The problem:
Do not copy the pictures; transcribe all other material exactly.

Given data:
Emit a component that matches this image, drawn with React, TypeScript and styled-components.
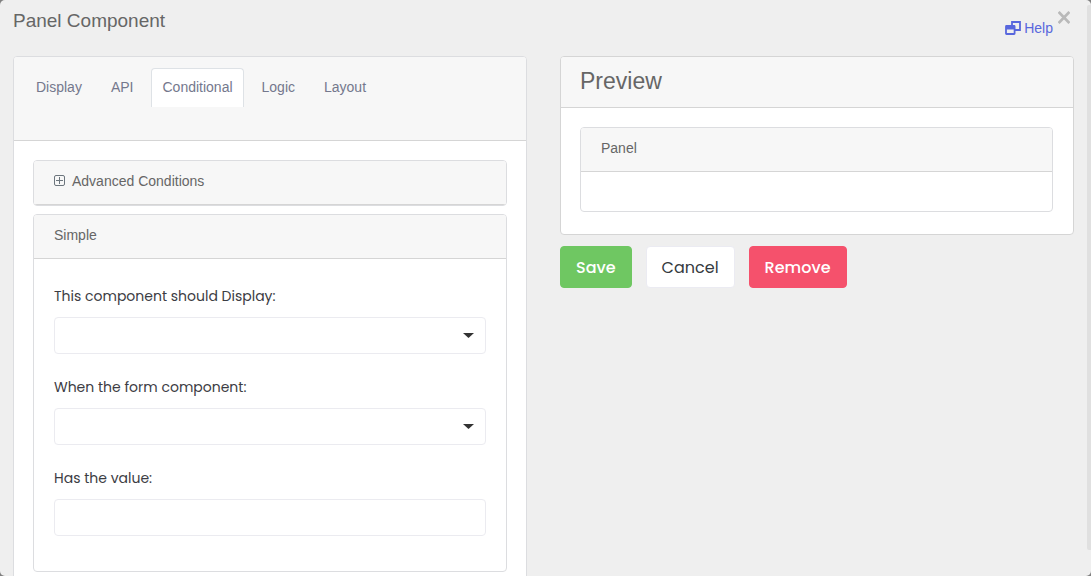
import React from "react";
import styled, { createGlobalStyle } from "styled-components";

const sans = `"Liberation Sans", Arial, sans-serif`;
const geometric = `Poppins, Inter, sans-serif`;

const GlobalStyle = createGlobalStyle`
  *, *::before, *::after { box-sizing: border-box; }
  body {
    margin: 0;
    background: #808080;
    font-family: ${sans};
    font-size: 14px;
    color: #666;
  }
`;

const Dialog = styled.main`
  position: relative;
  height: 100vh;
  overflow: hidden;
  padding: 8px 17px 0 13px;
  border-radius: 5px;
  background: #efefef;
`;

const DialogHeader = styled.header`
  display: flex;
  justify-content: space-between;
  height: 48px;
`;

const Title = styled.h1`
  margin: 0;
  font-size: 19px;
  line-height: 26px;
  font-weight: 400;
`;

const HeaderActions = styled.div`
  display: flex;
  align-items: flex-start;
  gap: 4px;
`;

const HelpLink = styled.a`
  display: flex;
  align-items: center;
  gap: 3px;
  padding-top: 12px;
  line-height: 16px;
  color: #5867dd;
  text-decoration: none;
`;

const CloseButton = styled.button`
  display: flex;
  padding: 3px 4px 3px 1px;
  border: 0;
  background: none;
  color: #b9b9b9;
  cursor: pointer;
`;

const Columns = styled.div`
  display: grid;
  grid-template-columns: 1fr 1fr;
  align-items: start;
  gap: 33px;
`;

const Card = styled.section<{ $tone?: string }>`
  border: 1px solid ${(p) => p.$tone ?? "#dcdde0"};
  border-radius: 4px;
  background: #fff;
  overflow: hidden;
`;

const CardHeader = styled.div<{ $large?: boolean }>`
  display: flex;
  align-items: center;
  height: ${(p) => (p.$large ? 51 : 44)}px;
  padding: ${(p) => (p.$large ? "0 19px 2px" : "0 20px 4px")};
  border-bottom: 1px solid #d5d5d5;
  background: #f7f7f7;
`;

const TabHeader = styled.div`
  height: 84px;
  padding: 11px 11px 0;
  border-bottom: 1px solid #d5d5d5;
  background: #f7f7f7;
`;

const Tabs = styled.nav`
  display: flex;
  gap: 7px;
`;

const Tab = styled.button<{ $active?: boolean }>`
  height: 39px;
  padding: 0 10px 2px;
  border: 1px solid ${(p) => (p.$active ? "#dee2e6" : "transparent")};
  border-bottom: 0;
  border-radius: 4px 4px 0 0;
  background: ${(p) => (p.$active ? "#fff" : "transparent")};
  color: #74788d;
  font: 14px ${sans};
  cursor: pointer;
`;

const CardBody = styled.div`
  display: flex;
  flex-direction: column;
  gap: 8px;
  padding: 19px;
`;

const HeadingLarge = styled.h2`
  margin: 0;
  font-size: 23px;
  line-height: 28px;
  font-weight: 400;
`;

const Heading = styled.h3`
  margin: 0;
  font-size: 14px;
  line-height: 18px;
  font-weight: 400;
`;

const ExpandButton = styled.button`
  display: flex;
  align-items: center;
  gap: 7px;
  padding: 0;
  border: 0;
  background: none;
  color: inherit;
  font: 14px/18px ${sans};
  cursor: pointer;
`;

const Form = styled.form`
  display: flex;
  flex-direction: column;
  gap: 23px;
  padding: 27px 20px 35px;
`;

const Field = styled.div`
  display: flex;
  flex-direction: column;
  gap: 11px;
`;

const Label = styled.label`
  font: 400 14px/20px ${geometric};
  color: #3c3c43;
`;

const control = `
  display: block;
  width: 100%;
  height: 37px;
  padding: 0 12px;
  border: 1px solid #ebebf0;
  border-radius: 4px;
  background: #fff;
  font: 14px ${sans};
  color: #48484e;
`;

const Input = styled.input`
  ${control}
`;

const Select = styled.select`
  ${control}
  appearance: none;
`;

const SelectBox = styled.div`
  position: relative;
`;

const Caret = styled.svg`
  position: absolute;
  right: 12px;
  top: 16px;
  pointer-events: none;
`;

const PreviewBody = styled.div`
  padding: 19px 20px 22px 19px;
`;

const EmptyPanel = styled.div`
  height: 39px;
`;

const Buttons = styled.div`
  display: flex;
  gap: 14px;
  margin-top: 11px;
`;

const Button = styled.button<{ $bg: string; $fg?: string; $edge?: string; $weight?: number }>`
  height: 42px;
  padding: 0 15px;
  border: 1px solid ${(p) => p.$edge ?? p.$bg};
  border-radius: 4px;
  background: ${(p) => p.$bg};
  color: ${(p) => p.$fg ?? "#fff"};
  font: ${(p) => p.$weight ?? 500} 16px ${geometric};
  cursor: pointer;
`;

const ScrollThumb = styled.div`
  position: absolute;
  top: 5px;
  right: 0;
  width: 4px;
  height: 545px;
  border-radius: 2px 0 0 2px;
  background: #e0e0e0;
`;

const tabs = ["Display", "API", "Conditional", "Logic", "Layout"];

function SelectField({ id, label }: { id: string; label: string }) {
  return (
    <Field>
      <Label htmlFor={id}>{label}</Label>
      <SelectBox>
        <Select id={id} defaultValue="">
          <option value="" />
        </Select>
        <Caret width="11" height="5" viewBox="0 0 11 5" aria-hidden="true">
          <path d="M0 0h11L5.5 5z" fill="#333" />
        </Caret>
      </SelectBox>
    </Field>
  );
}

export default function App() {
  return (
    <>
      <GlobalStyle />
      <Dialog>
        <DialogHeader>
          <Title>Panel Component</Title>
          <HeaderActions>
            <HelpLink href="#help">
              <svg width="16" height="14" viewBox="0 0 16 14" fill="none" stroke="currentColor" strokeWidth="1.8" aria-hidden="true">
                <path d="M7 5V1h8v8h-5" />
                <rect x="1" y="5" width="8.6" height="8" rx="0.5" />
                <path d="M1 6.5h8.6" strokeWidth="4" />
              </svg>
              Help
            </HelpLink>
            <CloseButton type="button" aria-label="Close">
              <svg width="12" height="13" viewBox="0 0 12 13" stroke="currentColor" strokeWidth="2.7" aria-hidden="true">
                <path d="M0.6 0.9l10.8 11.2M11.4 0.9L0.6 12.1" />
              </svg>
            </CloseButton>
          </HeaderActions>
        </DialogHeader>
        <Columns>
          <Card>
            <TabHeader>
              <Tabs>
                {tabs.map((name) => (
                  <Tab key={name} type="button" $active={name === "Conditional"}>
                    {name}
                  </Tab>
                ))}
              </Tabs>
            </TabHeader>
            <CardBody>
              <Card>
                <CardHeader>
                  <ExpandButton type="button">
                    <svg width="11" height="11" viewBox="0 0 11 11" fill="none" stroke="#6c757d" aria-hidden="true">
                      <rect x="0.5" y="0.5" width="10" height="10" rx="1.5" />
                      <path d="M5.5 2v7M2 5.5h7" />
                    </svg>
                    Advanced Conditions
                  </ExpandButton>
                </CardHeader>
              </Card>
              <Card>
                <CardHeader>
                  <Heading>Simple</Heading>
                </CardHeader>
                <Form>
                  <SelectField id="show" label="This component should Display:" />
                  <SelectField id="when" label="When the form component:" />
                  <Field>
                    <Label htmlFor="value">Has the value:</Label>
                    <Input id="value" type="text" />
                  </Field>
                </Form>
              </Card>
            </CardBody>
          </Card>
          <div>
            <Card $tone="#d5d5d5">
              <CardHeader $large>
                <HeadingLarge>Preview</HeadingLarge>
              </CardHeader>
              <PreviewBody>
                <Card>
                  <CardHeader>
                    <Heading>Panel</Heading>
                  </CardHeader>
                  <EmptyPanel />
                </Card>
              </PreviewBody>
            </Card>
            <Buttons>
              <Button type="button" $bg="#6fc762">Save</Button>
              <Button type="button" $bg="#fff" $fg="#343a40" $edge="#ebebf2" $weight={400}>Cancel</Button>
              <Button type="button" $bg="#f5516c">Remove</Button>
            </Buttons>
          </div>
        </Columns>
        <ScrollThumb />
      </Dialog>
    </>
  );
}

Result below:
Emit a component that matches this image, drawn with React, TypeScript and styled-components.
import React from "react";
import styled, { createGlobalStyle } from "styled-components";

const sans = `"Liberation Sans", Arial, sans-serif`;
const geometric = `Poppins, Inter, sans-serif`;

const GlobalStyle = createGlobalStyle`
  *, *::before, *::after { box-sizing: border-box; }
  body {
    margin: 0;
    background: #808080;
    font-family: ${sans};
    font-size: 14px;
    color: #666;
  }
`;

const Dialog = styled.main`
  position: relative;
  height: 100vh;
  overflow: hidden;
  padding: 8px 17px 0 13px;
  border-radius: 5px;
  background: #efefef;
`;

const DialogHeader = styled.header`
  display: flex;
  justify-content: space-between;
  height: 48px;
`;

const Title = styled.h1`
  margin: 0;
  font-size: 19px;
  line-height: 26px;
  font-weight: 400;
`;

const HeaderActions = styled.div`
  display: flex;
  align-items: flex-start;
  gap: 4px;
`;

const HelpLink = styled.a`
  display: flex;
  align-items: center;
  gap: 3px;
  padding-top: 12px;
  line-height: 16px;
  color: #5867dd;
  text-decoration: none;
`;

const CloseButton = styled.button`
  display: flex;
  padding: 3px 4px 3px 1px;
  border: 0;
  background: none;
  color: #b9b9b9;
  cursor: pointer;
`;

const Columns = styled.div`
  display: grid;
  grid-template-columns: 1fr 1fr;
  align-items: start;
  gap: 33px;
`;

const Card = styled.section<{ $tone?: string }>`
  border: 1px solid ${(p) => p.$tone ?? "#dcdde0"};
  border-radius: 4px;
  background: #fff;
  overflow: hidden;
`;

const CardHeader = styled.div<{ $large?: boolean }>`
  display: flex;
  align-items: center;
  height: ${(p) => (p.$large ? 51 : 44)}px;
  padding: ${(p) => (p.$large ? "0 19px 2px" : "0 20px 4px")};
  border-bottom: 1px solid #d5d5d5;
  background: #f7f7f7;
`;

const TabHeader = styled.div`
  height: 84px;
  padding: 11px 11px 0;
  border-bottom: 1px solid #d5d5d5;
  background: #f7f7f7;
`;

const Tabs = styled.nav`
  display: flex;
  gap: 7px;
`;

const Tab = styled.button<{ $active?: boolean }>`
  height: 39px;
  padding: 0 10px 2px;
  border: 1px solid ${(p) => (p.$active ? "#dee2e6" : "transparent")};
  border-bottom: 0;
  border-radius: 4px 4px 0 0;
  background: ${(p) => (p.$active ? "#fff" : "transparent")};
  color: #74788d;
  font: 14px ${sans};
  cursor: pointer;
`;

const CardBody = styled.div`
  display: flex;
  flex-direction: column;
  gap: 8px;
  padding: 19px;
`;

const HeadingLarge = styled.h2`
  margin: 0;
  font-size: 23px;
  line-height: 28px;
  font-weight: 400;
`;

const Heading = styled.h3`
  margin: 0;
  font-size: 14px;
  line-height: 18px;
  font-weight: 400;
`;

const ExpandButton = styled.button`
  display: flex;
  align-items: center;
  gap: 7px;
  padding: 0;
  border: 0;
  background: none;
  color: inherit;
  font: 14px/18px ${sans};
  cursor: pointer;
`;

const Form = styled.form`
  display: flex;
  flex-direction: column;
  gap: 23px;
  padding: 27px 20px 35px;
`;

const Field = styled.div`
  display: flex;
  flex-direction: column;
  gap: 11px;
`;

const Label = styled.label`
  font: 400 14px/20px ${geometric};
  color: #3c3c43;
`;

const control = `
  display: block;
  width: 100%;
  height: 37px;
  padding: 0 12px;
  border: 1px solid #ebebf0;
  border-radius: 4px;
  background: #fff;
  font: 14px ${sans};
  color: #48484e;
`;

const Input = styled.input`
  ${control}
`;

const Select = styled.select`
  ${control}
  appearance: none;
`;

const SelectBox = styled.div`
  position: relative;
`;

const Caret = styled.svg`
  position: absolute;
  right: 12px;
  top: 16px;
  pointer-events: none;
`;

const PreviewBody = styled.div`
  padding: 19px 20px 22px 19px;
`;

const EmptyPanel = styled.div`
  height: 39px;
`;

const Buttons = styled.div`
  display: flex;
  gap: 14px;
  margin-top: 11px;
`;

const Button = styled.button<{ $bg: string; $fg?: string; $edge?: string; $weight?: number }>`
  height: 42px;
  padding: 0 15px;
  border: 1px solid ${(p) => p.$edge ?? p.$bg};
  border-radius: 4px;
  background: ${(p) => p.$bg};
  color: ${(p) => p.$fg ?? "#fff"};
  font: ${(p) => p.$weight ?? 500} 16px ${geometric};
  cursor: pointer;
`;

const ScrollThumb = styled.div`
  position: absolute;
  top: 5px;
  right: 0;
  width: 4px;
  height: 545px;
  border-radius: 2px 0 0 2px;
  background: #e0e0e0;
`;

const tabs = ["Display", "API", "Conditional", "Logic", "Layout"];

function SelectField({ id, label }: { id: string; label: string }) {
  return (
    <Field>
      <Label htmlFor={id}>{label}</Label>
      <SelectBox>
        <Select id={id} defaultValue="">
          <option value="" />
        </Select>
        <Caret width="11" height="5" viewBox="0 0 11 5" aria-hidden="true">
          <path d="M0 0h11L5.5 5z" fill="#333" />
        </Caret>
      </SelectBox>
    </Field>
  );
}

export default function App() {
  return (
    <>
      <GlobalStyle />
      <Dialog>
        <DialogHeader>
          <Title>Panel Component</Title>
          <HeaderActions>
            <HelpLink href="#help">
              <svg width="16" height="14" viewBox="0 0 16 14" fill="none" stroke="currentColor" strokeWidth="1.8" aria-hidden="true">
                <path d="M7 5V1h8v8h-5" />
                <rect x="1" y="5" width="8.6" height="8" rx="0.5" />
                <path d="M1 6.5h8.6" strokeWidth="4" />
              </svg>
              Help
            </HelpLink>
            <CloseButton type="button" aria-label="Close">
              <svg width="12" height="13" viewBox="0 0 12 13" stroke="currentColor" strokeWidth="2.7" aria-hidden="true">
                <path d="M0.6 0.9l10.8 11.2M11.4 0.9L0.6 12.1" />
              </svg>
            </CloseButton>
          </HeaderActions>
        </DialogHeader>
        <Columns>
          <Card>
            <TabHeader>
              <Tabs>
                {tabs.map((name) => (
                  <Tab key={name} type="button" $active={name === "Conditional"}>
                    {name}
                  </Tab>
                ))}
              </Tabs>
            </TabHeader>
            <CardBody>
              <Card>
                <CardHeader>
                  <ExpandButton type="button">
                    <svg width="11" height="11" viewBox="0 0 11 11" fill="none" stroke="#6c757d" aria-hidden="true">
                      <rect x="0.5" y="0.5" width="10" height="10" rx="1.5" />
                      <path d="M5.5 2v7M2 5.5h7" />
                    </svg>
                    Advanced Conditions
                  </ExpandButton>
                </CardHeader>
              </Card>
              <Card>
                <CardHeader>
                  <Heading>Simple</Heading>
                </CardHeader>
                <Form>
                  <SelectField id="show" label="This component should Display:" />
                  <SelectField id="when" label="When the form component:" />
                  <Field>
                    <Label htmlFor="value">Has the value:</Label>
                    <Input id="value" type="text" />
                  </Field>
                </Form>
              </Card>
            </CardBody>
          </Card>
          <div>
            <Card $tone="#d5d5d5">
              <CardHeader $large>
                <HeadingLarge>Preview</HeadingLarge>
              </CardHeader>
              <PreviewBody>
                <Card>
                  <CardHeader>
                    <Heading>Panel</Heading>
                  </CardHeader>
                  <EmptyPanel />
                </Card>
              </PreviewBody>
            </Card>
            <Buttons>
              <Button type="button" $bg="#6fc762">Save</Button>
              <Button type="button" $bg="#fff" $fg="#343a40" $edge="#ebebf2" $weight={400}>Cancel</Button>
              <Button type="button" $bg="#f5516c">Remove</Button>
            </Buttons>
          </div>
        </Columns>
        <ScrollThumb />
      </Dialog>
    </>
  );
}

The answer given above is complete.